Some recent commentary offers us perspective in that difficult effort, starting with this observation from the always estimable Ian Welsh:


If you want to have influence on policy, you must have enough voters/money/volunteers who will only make that difference if they get what they want and who will absolutely work against you if they don’t. Doesn’t matter if it’s single payer or “don’t genocide”. If enough people won’t say “you don’t get what you want from me if I don’t get what I want from you” then you have no power. None.
The right has power because they will absolutely vote against and work against people who cross them and are loyal to those who do what they want. Say what you want about Trump and the right: he gave them the abortion ban they’ve been wanting for generations. He did that. They got what they wanted from him, the single most important thing they wanted.
“Progressives”? No principles. They believe in nothing. There is no red line they will not cross, no slight or betrayal they will not forgive if it is wrapped in a smarmy right wing Democrat’s lying lips.

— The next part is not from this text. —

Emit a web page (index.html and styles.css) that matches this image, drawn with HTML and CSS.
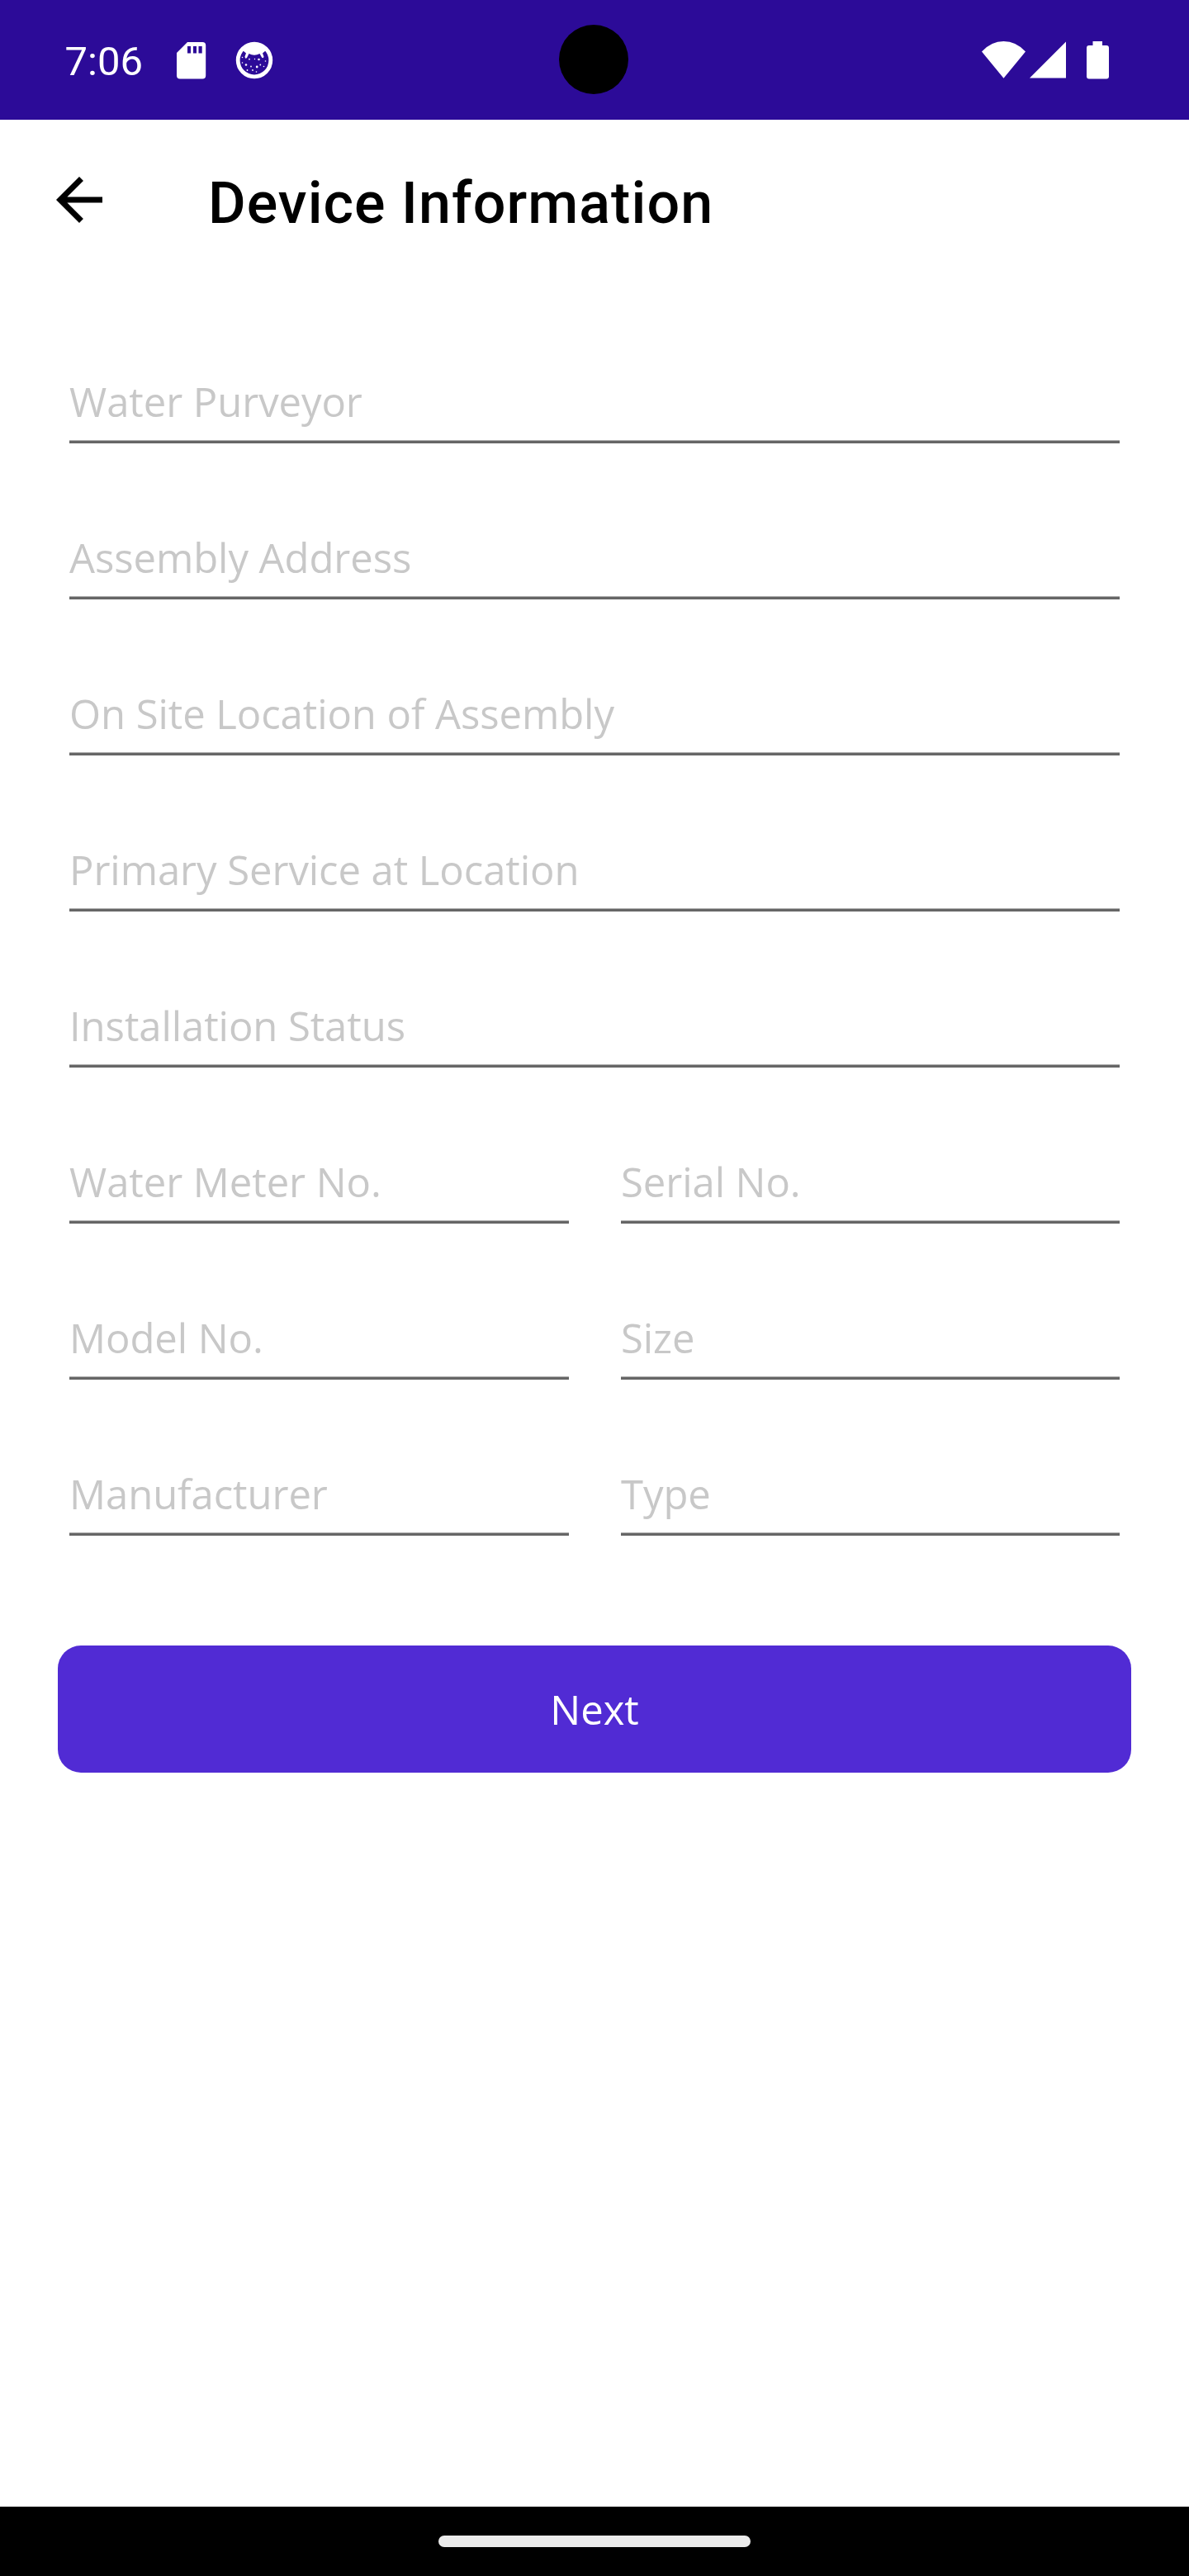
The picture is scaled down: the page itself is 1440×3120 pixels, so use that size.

The political investors who dominate our politics understand those basic precepts all too keenly. At this moment, they’re making it clear that being the Davos-Friendly Donkey doesn’t get reciprocated by Davosites.


Another U.S. bank CEO privately expressed annoyance with media exaggeration of the threat of a Trump presidency, stressing he’s “all bark and no bite.” The bank chief also dismissed Trump’s refusal to accept the results of the 2020 election as bloviation.


“He’s going to win the presidency,” the CEO predicted. “Many of his policies were right.”


Jamie Dimon, who Barack Obama’s hailed as a “savvy businessman” in 2010, echoed those sentiments in the same piece:


“Just take a step back, and be honest. He was kind of right about NATO. He was kind of right about immigration, he grew the economy quite well. Trade. Tax reform worked. He was right about some of China,” said Dimon. “I don’t like how he said things about Mexico, but he wasn’t wrong about some of these critical issues. And that’s why they’re voting for him.”




For at least the past 32 years, the Dems’ underlying premise is that doing the bidding of corporate power and telling labor, environmentalists, and other traditional constituencies that they have nowhere else to go is a winning meme. Back in 2009, Obama told a group of bankers: “My administration… is the only thing between you and the pitchforks.”

 

It apparently never occurred to Obama or any other neoliberal Dem that, someday, the bankers might willingly embrace the pitchforks in exchange for tax cuts. Or, as the Caucus 99 site notes:


Once again: if the Powers That Be really believed ANYTHING they have said publicly about Donald Trump, they wouldn't be running Joe Biden against him. They are not, then, afraid of a Trump presidency. We can be afraid of a Trump presidency, that's fine, but keep in mind that they, the collective origin of the scary stories, are not afraid.

 

In closing, as David Sirota recently put it: "[I] remain absolutely in awe of an America that has made the willful decision to fully eliminate any discussion of the population's economic immiseration from its political discourse."

 

While I remain in something of a state of shock that we could soon have a president who publicly seeks dictatorial powers (but only for 1 day), these clips offer some perspective on what should be an unthinkable development. The tiny handful who hold the actual power in this country are apparently Down With The Donald, and there are no countervailing structures to offer serious pushback. A lot could happen between now and November— Trump could actually have to face a jury of his peers, his physical and/or his mental health could derail his ambitions, the Democrats could give people a reason to actually vote FOR them. There is no question at this moment, however, that we will all have to start learning to think about the unthinkable.